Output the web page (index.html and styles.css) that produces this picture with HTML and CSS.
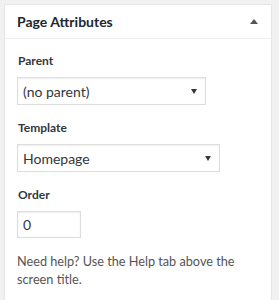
FILE: index.html
```html
<!DOCTYPE html>
<html>
<head>
<meta charset="utf-8">
<link rel="stylesheet" href="styles.css">
</head>
<body>
<div class="postbox">
  <div class="postbox-header">
    <h2 class="postbox-title">Page Attributes</h2>
    <span class="toggle-arrow"></span>
  </div>
  <div class="inside">
    <p class="field-label">Parent</p>
    <div class="select-wrap select-parent">
      <select class="select"><option>(no parent)</option></select>
    </div>
    <p class="field-label">Template</p>
    <div class="select-wrap select-template">
      <select class="select"><option>Homepage</option></select>
    </div>
    <p class="field-label">Order</p>
    <input class="order-input" type="text" value="0">
    <p class="help">Need help? Use the Help tab above the screen title.</p>
  </div>
</div>
</body>
</html>
```
FILE: styles.css
```css
html, body {
  margin: 0;
  padding: 0;
  background: #f1f1f1;
  font-family: Lato, "Liberation Sans", sans-serif;
}

.postbox {
  margin: 4px 0 0 4px;
  width: 268px;
  box-sizing: border-box;
  background: #fff;
  border: 1px solid #e5e5e5;
  box-shadow: 0 1px 1px rgba(0,0,0,0.04);
  min-height: 310px;
}

.postbox-header {
  height: 33px;
  border-bottom: 1px solid #eee;
  padding: 0 12px;
  display: flex;
  align-items: center;
  justify-content: space-between;
}

.postbox-title {
  margin: 0;
  font-size: 14px;
  font-weight: 700;
  color: #23282d;
}

.toggle-arrow {
  width: 0;
  height: 0;
  border-left: 4px solid transparent;
  border-right: 4px solid transparent;
  border-bottom: 5px solid #555;
  margin-right: 1px;
}

.inside {
  padding: 14px 12px 0 12px;
}

.field-label {
  margin: 0 0 8px 1px;
  font-size: 12px;
  line-height: 16px;
  font-weight: 700;
  color: #32373c;
}

.select-wrap {
  position: relative;
  height: 28px;
  margin-bottom: 15px;
}

.select-parent { width: 189px; }
.select-template { width: 203px; }

.select-wrap::after {
  content: "";
  position: absolute;
  right: 9px;
  top: 12px;
  border-left: 3px solid transparent;
  border-right: 3px solid transparent;
  border-top: 5px solid #32373c;
  pointer-events: none;
}

.select {
  -webkit-appearance: none;
  appearance: none;
  width: 100%;
  height: 28px;
  box-sizing: border-box;
  margin: 0;
  padding: 0 20px 0 5px;
  border: 1px solid #ddd;
  border-radius: 0;
  background: #fff;
  box-shadow: inset 0 1px 2px rgba(0,0,0,0.07);
  font-family: Lato, "Liberation Sans", sans-serif;
  font-size: 14px;
  color: #32373c;
}

.order-input {
  display: block;
  width: 64px;
  height: 27px;
  box-sizing: border-box;
  margin: 0;
  padding: 0 5px;
  border: 1px solid #ddd;
  box-shadow: inset 0 1px 2px rgba(0,0,0,0.07);
  font-family: Lato, "Liberation Sans", sans-serif;
  font-size: 14px;
  color: #32373c;
}

.help {
  margin: 14px 0 0 0;
  font-size: 12.7px;
  line-height: 18px;
  color: #555;
}
```
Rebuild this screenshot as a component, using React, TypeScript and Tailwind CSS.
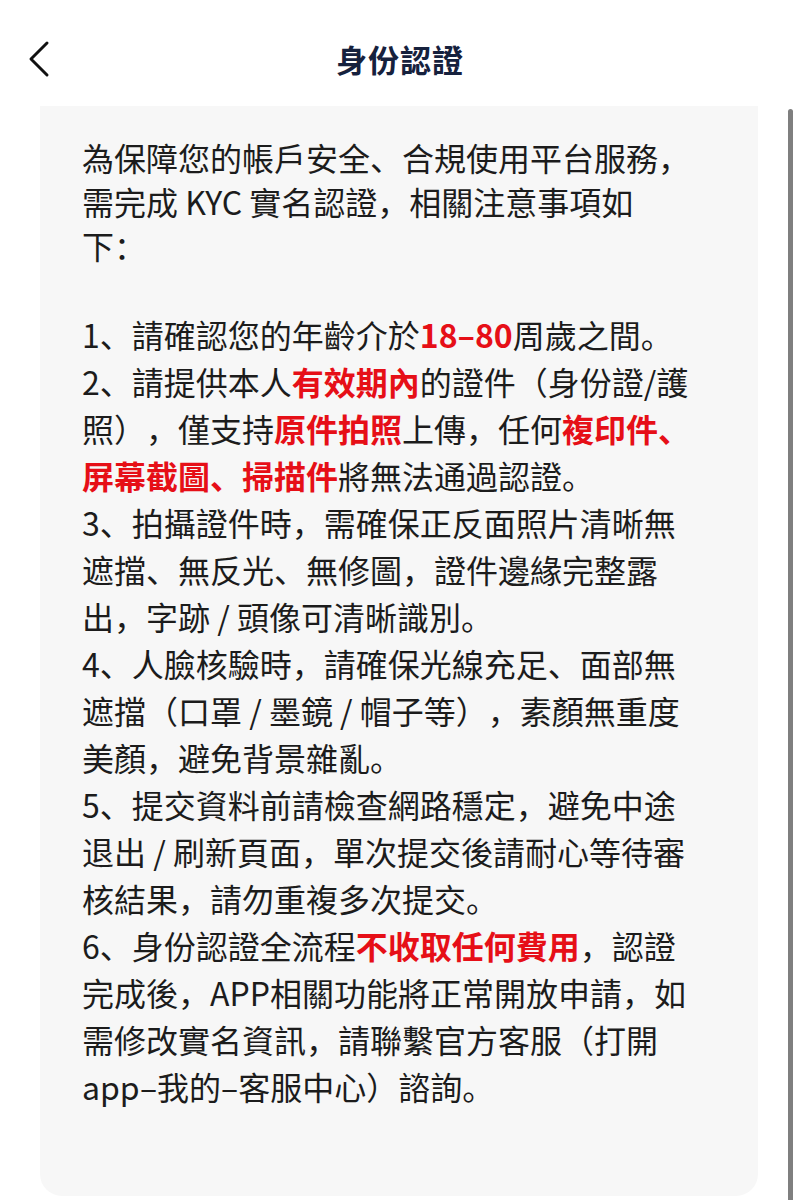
————————
Transcribe all of the material exactly, leaving out whatever pictures it contains.

§ Answer to this exercise
Output the web page (index.html and styles.css) that produces this picture with HTML and CSS.
FILE: index.html
```html
<!DOCTYPE html>
<html>
<head>
<meta charset="utf-8">
<link rel="stylesheet" href="styles.css">
</head>
<body>
<div class="postbox">
  <div class="postbox-header">
    <h2 class="postbox-title">Page Attributes</h2>
    <span class="toggle-arrow"></span>
  </div>
  <div class="inside">
    <p class="field-label">Parent</p>
    <div class="select-wrap select-parent">
      <select class="select"><option>(no parent)</option></select>
    </div>
    <p class="field-label">Template</p>
    <div class="select-wrap select-template">
      <select class="select"><option>Homepage</option></select>
    </div>
    <p class="field-label">Order</p>
    <input class="order-input" type="text" value="0">
    <p class="help">Need help? Use the Help tab above the screen title.</p>
  </div>
</div>
</body>
</html>
```
FILE: styles.css
```css
html, body {
  margin: 0;
  padding: 0;
  background: #f1f1f1;
  font-family: Lato, "Liberation Sans", sans-serif;
}

.postbox {
  margin: 4px 0 0 4px;
  width: 268px;
  box-sizing: border-box;
  background: #fff;
  border: 1px solid #e5e5e5;
  box-shadow: 0 1px 1px rgba(0,0,0,0.04);
  min-height: 310px;
}

.postbox-header {
  height: 33px;
  border-bottom: 1px solid #eee;
  padding: 0 12px;
  display: flex;
  align-items: center;
  justify-content: space-between;
}

.postbox-title {
  margin: 0;
  font-size: 14px;
  font-weight: 700;
  color: #23282d;
}

.toggle-arrow {
  width: 0;
  height: 0;
  border-left: 4px solid transparent;
  border-right: 4px solid transparent;
  border-bottom: 5px solid #555;
  margin-right: 1px;
}

.inside {
  padding: 14px 12px 0 12px;
}

.field-label {
  margin: 0 0 8px 1px;
  font-size: 12px;
  line-height: 16px;
  font-weight: 700;
  color: #32373c;
}

.select-wrap {
  position: relative;
  height: 28px;
  margin-bottom: 15px;
}

.select-parent { width: 189px; }
.select-template { width: 203px; }

.select-wrap::after {
  content: "";
  position: absolute;
  right: 9px;
  top: 12px;
  border-left: 3px solid transparent;
  border-right: 3px solid transparent;
  border-top: 5px solid #32373c;
  pointer-events: none;
}

.select {
  -webkit-appearance: none;
  appearance: none;
  width: 100%;
  height: 28px;
  box-sizing: border-box;
  margin: 0;
  padding: 0 20px 0 5px;
  border: 1px solid #ddd;
  border-radius: 0;
  background: #fff;
  box-shadow: inset 0 1px 2px rgba(0,0,0,0.07);
  font-family: Lato, "Liberation Sans", sans-serif;
  font-size: 14px;
  color: #32373c;
}

.order-input {
  display: block;
  width: 64px;
  height: 27px;
  box-sizing: border-box;
  margin: 0;
  padding: 0 5px;
  border: 1px solid #ddd;
  box-shadow: inset 0 1px 2px rgba(0,0,0,0.07);
  font-family: Lato, "Liberation Sans", sans-serif;
  font-size: 14px;
  color: #32373c;
}

.help {
  margin: 14px 0 0 0;
  font-size: 12.7px;
  line-height: 18px;
  color: #555;
}
```
Rebuild this screenshot as a component, using React, TypeScript and Tailwind CSS.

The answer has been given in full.